Corrective Retrieval Augmented Generation

304 stars 29 forks source link

Low performance on Pubhealth? #8

Closed we1k closed 8 months ago

we1k commented 8 months ago

Hi, thanks for sharing great works on RAG. However i notice a problem in paper experiments. The result reported on Pubhealth of LLama2-7b is pretty much lower than any other model. why is the case? I believe this might related to the evalutation code. https://github.com/HuskyInSalt/CRAG/blob/a2692c057b294c93837ac6e2c8d21e53e0f695b5/scripts/eval.py#L92C8-L97C56 While evaluate on the Pubhealth dataset, it strictly needs model to produce true, or false, the Llama2 may just output True or False, leading to zero match for most the cases. By correcting the coding error, i reproduce the experiments on same setting. it get 0.643 exact match accuracy on CRAG llama2 pubQA. which seems more reasonable.

btw, I still get a little uncertain which llama model are paper using? I suppose should be llama-2-7b-chat-hf not llama-2-7b-hf?

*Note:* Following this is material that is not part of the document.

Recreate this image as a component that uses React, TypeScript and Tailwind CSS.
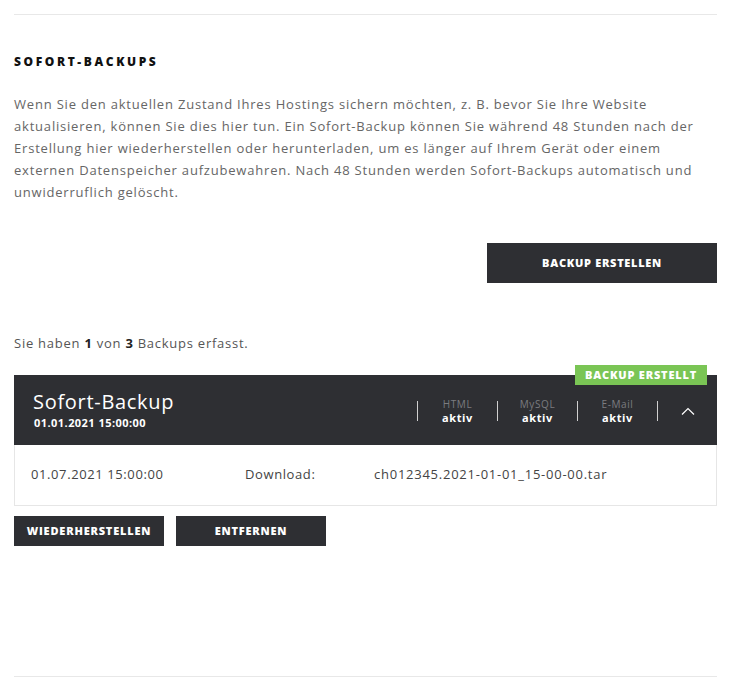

HuskyInSalt commented 8 months ago

Hi @we1k ! First, we used llama-2-7b-hf considering that Sefl-RAG is fine-tuned based on it. Improvements of fine-tuning can be directly compared. Second, thanks for your correction, we did not change any process before from the Self-RAG evaluation code to be consistent with Self-RAG. Third, the instructions we used at first did not strictly force the model to generate true or false, therefore the performance was much lower. However, we improved the instructions in this released code. You can reach a better performance than the reported results, which have not been updated yet.

we1k commented 8 months ago

Thanks for your response!

wangpuzhou123 commented 6 months ago

你好，我在PUBhealth上的推理结果只生成了18个结果（true or false），我想这是不够的，因为总共有900多个案例，应该生成900多个推理结果才对。之后我评估时，评估代码报错，我在想可能也是因为推理的结果数量不够造成的。请问你们是如何得到900多条推理结果的，我的错误可能是什么原因导致的呢？谢谢 @HuskyInSalt @we1k

hych0317 commented 1 week ago

你好，我在PUBhealth上的推理结果只生成了18个结果（true or false），我想这是不够的，因为总共有900多个案例，应该生成900多个推理结果才对。之后我评估时，评估代码报错，我在想可能也是因为推理的结果数量不够造成的。请问你们是如何得到900多条推理结果的，我的错误可能是什么原因导致的呢？谢谢 @HuskyInSalt @we1k

对我而言数据集预处理后的结果只有10条(dataset/ref/incorrect),可以在预处理的代码文件里面调整,另外还要调整一下sh文件的ndocs。从后往前倒推回去还是挺容易找到问题的

你这个报错提示写的也很明白，你的bash语句没有--metric这个命令，不是数据量的原因，根本都没开始跑程序